In a landmark 68-page opinion of first impression, the Second Circuit US Court of Appeals reversed a lower court opinion and reinstated an anti-trust action against seventeen Wall Street investment banking firms, according to New York-based law firm Milberg Weiss Bershad & Schulman LLP.
Citing other actions by government agents and private litigants, the court said, “Plaintiffs allege an epic Wall Street conspiracy,” adding, “Plaintiffs tell a compelling story and are not the first to tell it.”
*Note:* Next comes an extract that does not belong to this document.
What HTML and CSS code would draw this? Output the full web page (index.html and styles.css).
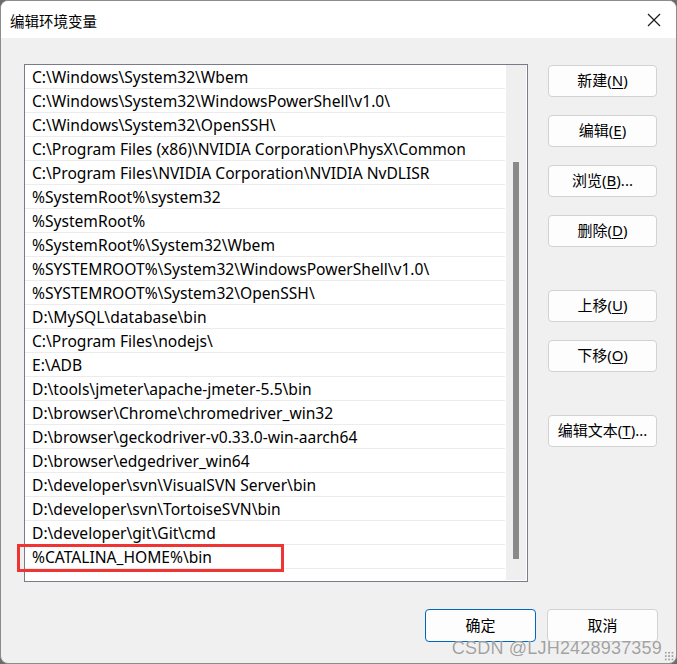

The case arises out of allegations that in over 900 high tech Initial Public Offerings (IPOs) between 1998 and 2000, the investment banks conspired to engage in “tie-in transactions,” which provided them undisclosed kickbacks, in exchange for allocating shares on those offerings and manipulating the aftermarket trading in those offerings to ensure their profits.
Both the District Court and the Court of Appeals solicited the views of both the Securities & Exchange Commission (SEC) and the Justice Department on the issue of whether the federal securities laws preempt the anti-trust laws of the United States, which, if so, would not permit this action to be brought as an anti-trust action. It was also understood that the securities laws would not provide a remedy without use of the anti-trust laws. The question was: did Congress intend to repeal the applicability of the anti-trust laws, or immunize the use of those laws, with respect to the conduct alleged and leave exclusive jurisdiction to the SEC and the federal securities laws? The SEC in three written submissions argued for exclusive jurisdiction, whereas the Justice Department supported the plaintiffs, and the right to use theanti-trust laws.
The Court, in an unanimous decision, stated that “We find no … indication of congressional intent to repeal the anti-trust laws and immunize IPO tie-in agreements” and further stated that “The claim of immunity in this case is, in many ways, unlike any we have seen.” The court remanded the action to the District Court for further proceedings.
The Plaintiff’s Executive Committee representing the Appellants are Lovell Stewart Halebian LLP, Chair; Milberg Weiss Bershad & Schulman LLP, Vice-Chair; Wolf Haldenstein Adler Freeman & Herz LLP; Schiffrin & Barroway, LLP and Sirota & Sirota.
The Defendants are: Credit Suisse First Boston Ltd., Goldman, Sachs & Co., Lehman Brothers Inc., Merrill Lynch, Pierce, Fenner & Smith, Inc., Morgan Stanley Dean Witter, BancBoston Robertson, Stephens, Inc., Citigroup Global Markets, Inc., J.P. Morgan & Co., Merrill Lynch & Co., Inc., Fidelity Distributors Corporation, Fidelity Brokerage Services, Inc., Fidelity Investments Institutional Services Co., Janus Capital Corporation, Comerica, Inc., Van Wagoner Capital, Van Wagoner Funds, Inc., and J.P. Morgan Securities, Inc.
Liaison Counsel for the Defendants is Robert McCaw of Wilmer Cutler Pickering Hale & Dorr, LLP.